Askara Daulat Desa juga mengembangkan secara khusus capture data cuaca dan profil aktual tanah. Data ini masuk sebagai metrik big data mereka, karena masing-masing daerah memiliki karakteristik cuaca dan tanah yg berbeda.

“Big data tersebut kami olah dalam sebuah algoritma, disesuaikan dengan jenis komoditas apa yang akan ditanam. Output dari tahapan ini adalah perencanaan penanaman yang [lebih] presisi,” kata David.

Memperluas kolaborasi

Tahun ini ada sejumlah target yang ingin dicapai oleh Askara, di antaranya adalah memperbanyak kemitraan untuk akuisisi lahan dan melakukan digitalisasi semua proses agar lebih optimal.

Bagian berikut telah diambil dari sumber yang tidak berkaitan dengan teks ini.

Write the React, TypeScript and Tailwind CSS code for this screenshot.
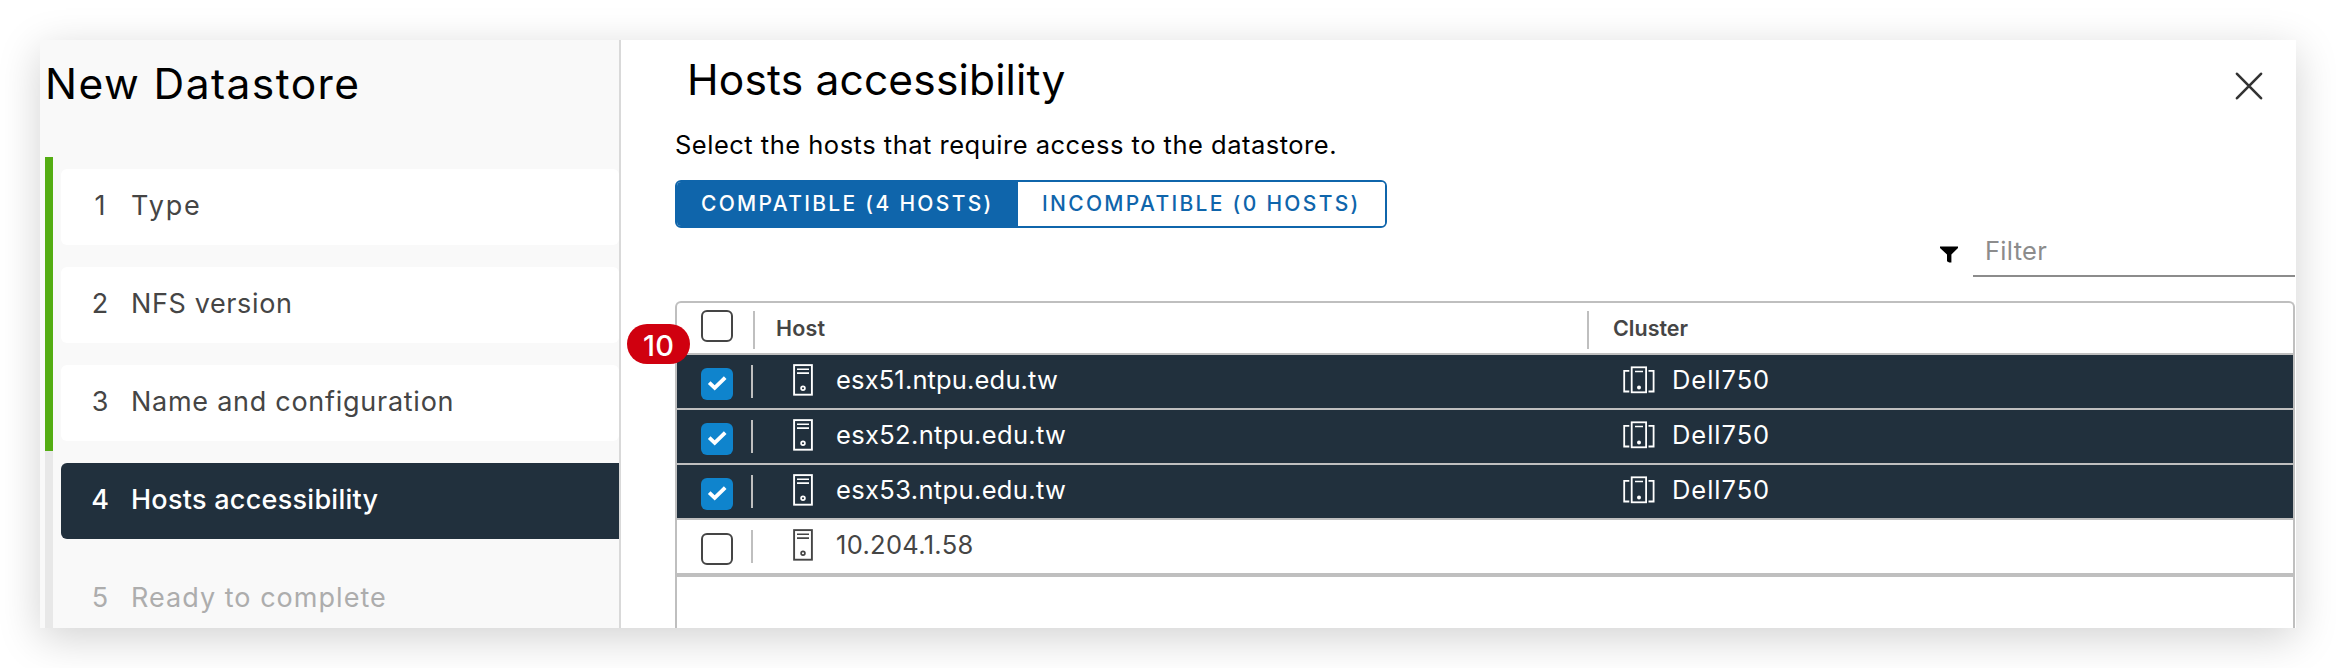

Masih menjalankan bisnis secara bootstrap, Askara Daulat Desa juga belum memiliki rencana untuk melakukan kegiatan penggalangan dana.

Perusahaan mengikuti program TINC batch 7 yang diinisiasi Telkomsel. Askara Daulat Desa melihat program tersebut bisa membuka kerja sama strategis dengan Telkomsel.

Sebagai perusahaan teknologi, Askara ingin memanfaatkan jaringan dan konektivitas untuk mengembangkan teknologi IoT. Harapannya Telkomsel bisa membantu Askara Daulat Desa memperlancar jaringan yang ada di berbagai lokasi lahan.

“Telkomsel sebagai perusahaan BUMN, memudahkan kami untuk bekerja sama dengan perusahaan BUMN lainnya. Program ini membantu kita dalam hal pengembangan teknologi terkait jaringan dan konektivitas,” kata David.